L'apprentissage de l'écriture chiffrée des nombres s'appuie sur la compréhension du sens de ce code commun. La progression de la capacité de lecture et d'écriture des nombres en chiffres s'organise sur l'ensemble du cycle, notamment à partir de quatre ans. Parallèlement, l'enseignant veille à ce que l'apprentissage du tracé des chiffres se fasse avec rigueur. À la fin de l'école maternelle, il est attendu des élèves qu'ils lisent, écrivent et ordonnent les nombres écrits en chiffres jusqu'à dix.

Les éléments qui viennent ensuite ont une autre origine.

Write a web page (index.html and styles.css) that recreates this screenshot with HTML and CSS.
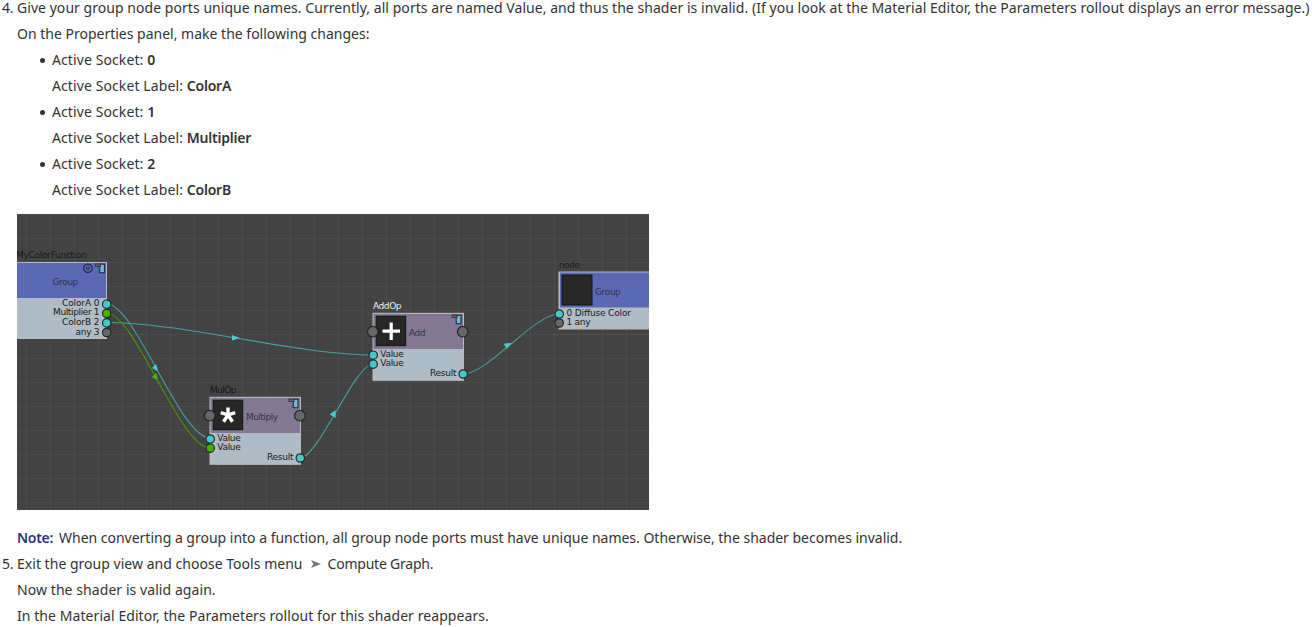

L'apprentissage des nombres se poursuivra au début de l'école élémentaire en prenant appui sur ces compétences et ces savoirs acquis.

Un enseignement différencié et régulé par l'observation des progrès des élèves

Les jeux, ateliers en groupe ou séances collectives permettent de repérer les progrès et les difficultés des élèves. Ces observations orientent la suite des activités et situations pédagogiques à leur proposer. L'enseignant planifie, régule et différencie les activités qu'il propose aux groupes d'élèves en variant notamment la taille des collections, le fait de pouvoir agir ou non sur les objets (les déplacer ou non), le fait d'avoir à anticiper la réponse lorsque les objets sont éloignés ou dissimulés. Ces variables importantes amènent progressivement les élèves à faire évoluer leurs procédures et à construire les savoirs attendus.

Quand une évaluation individuelle s'avère nécessaire pour mieux cerner les besoins particuliers d'un élève, elle prend appui sur des collections d'objets et du matériel, concrets et manipulables. De manière générale, le travail sur fiches doit être exceptionnel. Il est notamment déconseillé d'utiliser des fiches pour une évaluation individuelle des compétences des élèves avant la grande section, certains d'entre eux pouvant être mis en difficulté parce que la situation est représentée et non vécue. En tout état de cause, le travail sur fiche ne saurait être proposé aux élèves sans un vécu préalable de la même activité en classe et pas avant la dernière partie de l'année scolaire de grande section.